Return the material word for word. Do not include pictures.
···
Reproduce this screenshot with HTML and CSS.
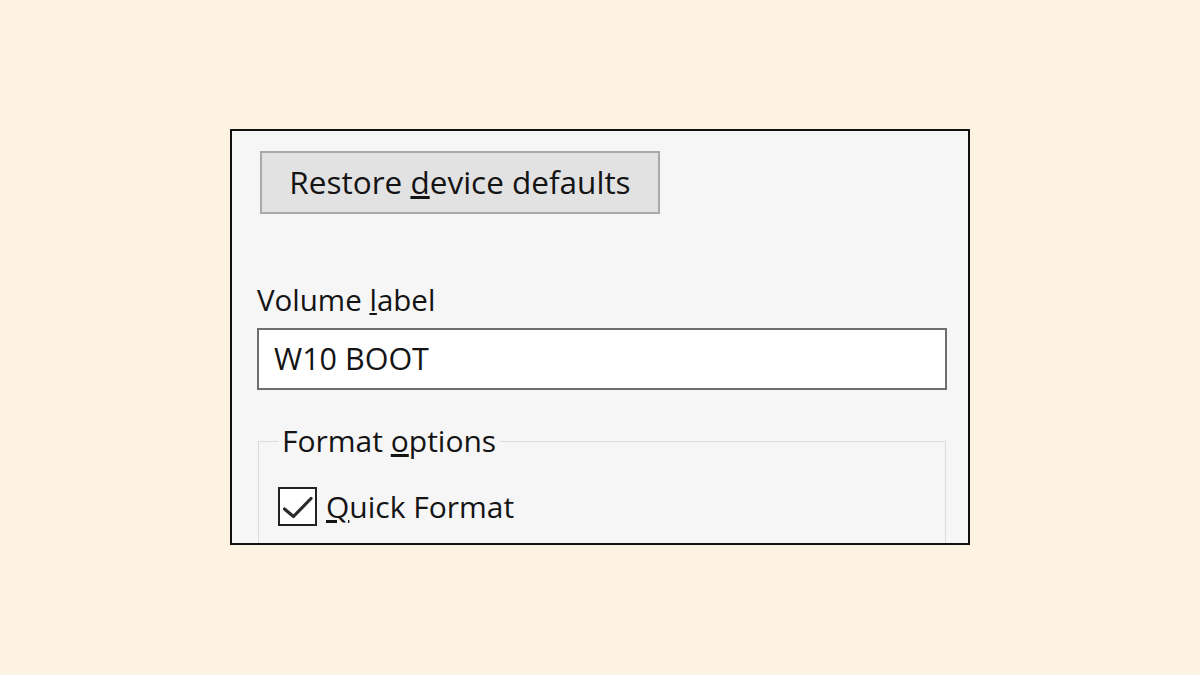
FILE: index.html
```html
<!DOCTYPE html>
<html>
<head>
<meta charset="utf-8">
<link rel="stylesheet" href="styles.css">
</head>
<body>
<div class="frame">
  <div class="panel">
    <button class="btn">Restore <u>d</u>evice defaults</button>
    <div class="label">Volume <u>l</u>abel</div>
    <div class="input">W10 BOOT</div>
    <fieldset class="group">
      <legend class="legend">Format <u>o</u>ptions</legend>
      <div class="check-row">
        <span class="checkbox">
          <svg viewBox="0 0 35 35" width="35" height="35"><path d="M4.5 20 L13.5 27.5 L31 9.5" fill="none" stroke="#2b2b2b" stroke-width="3.2" stroke-linecap="round" stroke-linejoin="round"/></svg>
        </span>
        <span class="check-text"><u>Q</u>uick Format</span>
      </div>
    </fieldset>
  </div>
</div>
</body>
</html>
```

FILE: styles.css
```css
html, body {
  margin: 0;
  padding: 0;
}
body {
  background: #fdf3e3;
  height: 675px;
  display: flex;
  align-items: center;
  justify-content: center;
  font-family: "Open Sans", "Noto Sans", sans-serif;
  color: #141414;
}
.frame {
  width: 736px;
  height: 412px;
  border: 2px solid #111;
  background: #f6f6f6;
  overflow: hidden;
  box-sizing: content-box;
  margin-top: -1px;
}
.panel {
  padding: 20px 0 0 25px;
  display: flex;
  flex-direction: column;
  align-items: flex-start;
}
.btn {
  margin-left: 3px;
  width: 400px;
  height: 63px;
  box-sizing: border-box;
  border: 2px solid #a9a9a9;
  background: #e2e2e2;
  font-family: inherit;
  font-size: 31.5px;
  color: #141414;
  padding: 0 0 2px 0;
  text-align: center;
}
.label {
  margin-top: 68px;
  font-size: 29.5px;
  line-height: 36px;
}
.input {
  margin-top: 10px;
  width: 690px;
  height: 62px;
  box-sizing: border-box;
  border: 2px solid #6e6e6e;
  background: #ffffff;
  font-size: 30.5px;
  line-height: 56px;
  padding-left: 15px;
}
.group {
  margin: 33px 0 0 1px;
  width: 688px;
  height: 200px;
  box-sizing: border-box;
  border: 1px solid #dcdcdc;
  padding: 28px 0 0 19px;
}
.legend {
  font-size: 30px;
  line-height: 36px;
  padding: 0 4px;
}
.check-row {
  display: flex;
  align-items: center;
  gap: 9px;
}
.checkbox {
  width: 39px;
  height: 39px;
  box-sizing: border-box;
  border: 2px solid #222;
  background: #fff;
  display: flex;
  align-items: center;
  justify-content: center;
}
.check-text {
  font-size: 30px;
  line-height: 36px;
}
```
···
| Worked answer |
Reproduce this screenshot with HTML and CSS.
FILE: index.html
```html
<!DOCTYPE html>
<html>
<head>
<meta charset="utf-8">
<link rel="stylesheet" href="styles.css">
</head>
<body>
<div class="frame">
  <div class="panel">
    <button class="btn">Restore <u>d</u>evice defaults</button>
    <div class="label">Volume <u>l</u>abel</div>
    <div class="input">W10 BOOT</div>
    <fieldset class="group">
      <legend class="legend">Format <u>o</u>ptions</legend>
      <div class="check-row">
        <span class="checkbox">
          <svg viewBox="0 0 35 35" width="35" height="35"><path d="M4.5 20 L13.5 27.5 L31 9.5" fill="none" stroke="#2b2b2b" stroke-width="3.2" stroke-linecap="round" stroke-linejoin="round"/></svg>
        </span>
        <span class="check-text"><u>Q</u>uick Format</span>
      </div>
    </fieldset>
  </div>
</div>
</body>
</html>
```

FILE: styles.css
```css
html, body {
  margin: 0;
  padding: 0;
}
body {
  background: #fdf3e3;
  height: 675px;
  display: flex;
  align-items: center;
  justify-content: center;
  font-family: "Open Sans", "Noto Sans", sans-serif;
  color: #141414;
}
.frame {
  width: 736px;
  height: 412px;
  border: 2px solid #111;
  background: #f6f6f6;
  overflow: hidden;
  box-sizing: content-box;
  margin-top: -1px;
}
.panel {
  padding: 20px 0 0 25px;
  display: flex;
  flex-direction: column;
  align-items: flex-start;
}
.btn {
  margin-left: 3px;
  width: 400px;
  height: 63px;
  box-sizing: border-box;
  border: 2px solid #a9a9a9;
  background: #e2e2e2;
  font-family: inherit;
  font-size: 31.5px;
  color: #141414;
  padding: 0 0 2px 0;
  text-align: center;
}
.label {
  margin-top: 68px;
  font-size: 29.5px;
  line-height: 36px;
}
.input {
  margin-top: 10px;
  width: 690px;
  height: 62px;
  box-sizing: border-box;
  border: 2px solid #6e6e6e;
  background: #ffffff;
  font-size: 30.5px;
  line-height: 56px;
  padding-left: 15px;
}
.group {
  margin: 33px 0 0 1px;
  width: 688px;
  height: 200px;
  box-sizing: border-box;
  border: 1px solid #dcdcdc;
  padding: 28px 0 0 19px;
}
.legend {
  font-size: 30px;
  line-height: 36px;
  padding: 0 4px;
}
.check-row {
  display: flex;
  align-items: center;
  gap: 9px;
}
.checkbox {
  width: 39px;
  height: 39px;
  box-sizing: border-box;
  border: 2px solid #222;
  background: #fff;
  display: flex;
  align-items: center;
  justify-content: center;
}
.check-text {
  font-size: 30px;
  line-height: 36px;
}
```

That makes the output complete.